Rabbi Tarfon explains his position by presenting a kal va-homer that works as follows:
- In cases of shen and regel (damage caused by an animal that is eating or walking normally) in the public domain, the owner does not have to pay at all, although if the damage took place in a private place, the owner will have to make full restitution.
- In cases of keren (damage done by an animal that gores) there is a greater level of responsibility in the public domain – the owner will have to pay half-damages. We can therefore conclude that in a private place there will also be a greater level of responsibility, and the owner will have to pay full damages.
While the accepts the kal va-homer to the extent that we must conclude that the owner is responsible for damage done by his animal in a private place, but he rejects Rabbi Tarfon’s conclusion, arguing that we cannot hold him more responsible that he was in the primary case. Thus the Tanna Kamma rules that the owner will pay half damage, just like he does in the public domain.
Limiting the conclusions that can be reached by means of a kal va-homer in this manner is called dayyo – “enough.” It is enough to learn a parallel halakha from a kal va-homer, but not more than the original law itself.

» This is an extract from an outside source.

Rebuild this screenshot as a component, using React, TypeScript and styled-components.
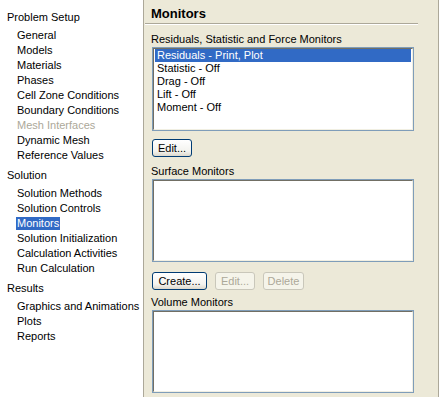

The Gemara explains that the concept of kal va-homer – and dayyo – stem from the story of Miriam who spoke inappropriately about her brother Moshe (see Bamidbar 12). As punishment, she was struck with tzora’at (biblical leprosy), and was forced to leave the encampment for seven days. The Torah explains that had her father banished her, surely she would have been embarrassed for seven days – now that she was banished by God, she will have to be removed for that length of time. Although logically banishment because of God’s anger should have lasted twice as long, dayyo limits the punishment to the same amount of time that she would have been embarrassed by her father.